Norwich's shocking 1-0 FA Cup fourth-round loss to non-league side Luton last Saturday proves that Hughton still has a lot of work ahead.
The Canaries are currently mired in a seven-game winless streak which has cast a shadow over their strong run in November and December when they were unbeaten for 10 matches straight. Hughton explains that the most important aspect of his job is managing expectations. Norwich lacks the resources of most of its competitors in the Premier League and Hughton has to make sure that each and every one of his players maintains their motivation throughout a season that he describes as a "rollercoaster."
"I think all you can do is prepare properly for every game but you also have to be realistic," Hughton said. "Be realistic about what you are as a team. We know that we aren't Tottenham Hotspur, we are a team that is in its second season in the Barclays Premier League. To have a level of consistency where you are going to win most of your games is very difficult."
He continued to explain: "A big part of managing is managing defeats and assessing where you are. It's making sure that you prepare a group of players and that you create an environment that is a competitive one but that is also a realistic one. What we expect from each other is when things haven't gone well, it's not because we aren't solid, it's because we've been beaten by a better team."
Norwich's mantra might be to remain positive but Hughton acknowledges some results are difficult to take. When Liverpool routed the club 5-0 two weeks ago, the normally mild-mannered coach admitted that he was angry at the result.
"We all know that it does affect them temporarily, none more so than the manager," he said. "The Saturday night and Sunday afternoon after a game being around the manager isn't a nice place to be. That's normal emotions.
"It's quite difficult to be honest and it doesn't get any easier the longer you stay in the game. These days, especially because of the amount of work that goes into each game, the amount of preparation that has to be done, I think you take it harder, I really do."
Although Norwich has been in poor form recently, the team has still outperformed preseason expectations entering February. Though the side finished 12th last season under Paul Lambert, most media projections had it finishing in the drop zone this season due to the team not adding any major signings.
Where Hughton has made a difference is in making shrewd low-cost signings like Sebastien Bassong from Tottenham and Michael Turner from Sunderland, stabilizing the team's back line. Those signings along with the team's consistent scrappy and hustling play has earned Hughton praise from some of the league's most respected managers, including Arsene Wenger, Brendan Rodgers and Andre Villas-Boas.
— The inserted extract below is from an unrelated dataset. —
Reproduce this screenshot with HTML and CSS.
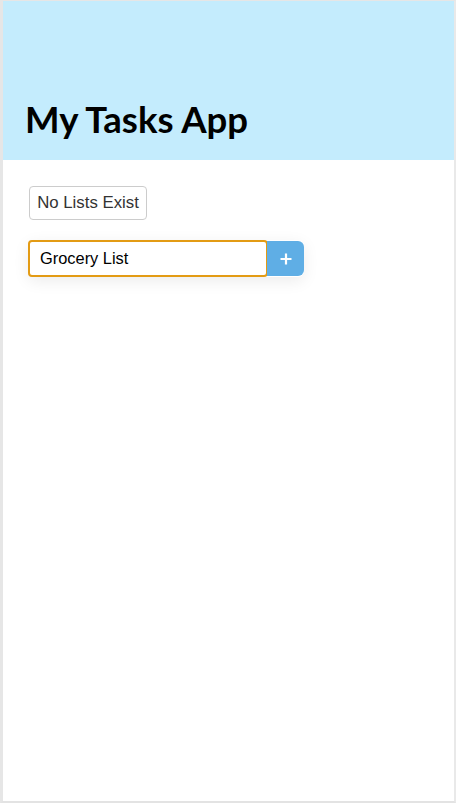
FILE: index.html
```html
<!DOCTYPE html>
<html>
<head>
<meta charset="utf-8">
<link rel="stylesheet" href="styles.css">
</head>
<body>
<div class="frame">
  <header class="app-header">
    <h1 class="app-title">My Tasks App</h1>
  </header>
  <main class="content">
    <button class="empty-btn" type="button">No Lists Exist</button>
    <form class="add-form" onsubmit="return false">
      <input class="list-input" type="text" value="Grocery List" autofocus>
      <button class="add-btn" type="button" aria-label="Add">
        <svg width="12" height="12" viewBox="0 0 12 12"><path d="M6 0.5v11M0.5 6h11" stroke="#fff" stroke-width="2.2" fill="none"/></svg>
      </button>
    </form>
  </main>
</div>
</body>
</html>
```
FILE: styles.css
```css
html, body {
  margin: 0;
  padding: 0;
  background: #fff;
}
.frame {
  box-sizing: border-box;
  width: 456px;
  height: 803px;
  border-left: 3px solid #e6e6e6;
  border-top: 1px solid #e6e6e6;
  border-right: 2px solid #e9e9e9;
  border-bottom: 2px solid #e3e3e3;
  display: flex;
  flex-direction: column;
}
.app-header {
  background: #c4ecfd;
  height: 159px;
  box-sizing: border-box;
  padding: 0 0 0 22px;
  display: flex;
  align-items: flex-end;
}
.app-title {
  margin: 0 0 19px 0;
  font-family: Lato, "Open Sans", sans-serif;
  font-weight: 700;
  font-size: 36.6px;
  line-height: 44px;
  color: #000;
}
.content {
  padding: 26px 0 0 25px;
  display: flex;
  flex-direction: column;
  align-items: flex-start;
  gap: 20px;
}
.empty-btn {
  box-sizing: border-box;
  height: 34px;
  width: 118px;
  margin-left: 1px;
  padding: 0;
  background: #fff;
  border: 1px solid #ccc;
  border-radius: 4px;
  color: #333;
  font-family: "Liberation Sans", Arial, sans-serif;
  font-size: 16.8px;
}
.add-form {
  display: flex;
  align-items: center;
  box-shadow: 0 4px 16px rgba(0, 0, 0, 0.08);
  border-radius: 6px;
}
.list-input {
  box-sizing: border-box;
  width: 240px;
  height: 37px;
  border: 2px solid #e39b14;
  border-radius: 4px;
  padding: 0 10px;
  font-family: "Liberation Sans", Arial, sans-serif;
  font-size: 16.4px;
  color: #000;
  outline: none;
  caret-color: #000;
}
.add-btn {
  box-sizing: border-box;
  width: 37px;
  height: 35px;
  margin-left: -1px;
  border: none;
  background: #5faee5;
  border-radius: 0 6px 6px 0;
  display: flex;
  align-items: center;
  justify-content: center;
  padding: 0;
}
```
With current relegation-battlers QPR and Newcastle spending money to bring in reinforcements, Hughton's task hasn't been made easier. He acknowledges that the team needs help at striker and is looking at a list of potential targets that includes Sporting Kansas City's Kei Kamara, Celtic's Gary Hooper and Swansea's Danny Graham. While he hopes to finalize a deal for one, he isn't willing to overspend on a target and won't sign a player who isn't a good fit. So things could get more difficult in the coming months. But if there's one thing Hughton is willing to guarantee, it's that he'll remain diligent in making sure that Norwich will be a very difficult team to beat until the very end of the season.
While he never acknowledges it publicly, his success could open up doors for others like him.
"You are a leader to group of men and coaches, you are the one that has to set the example," Hughton said.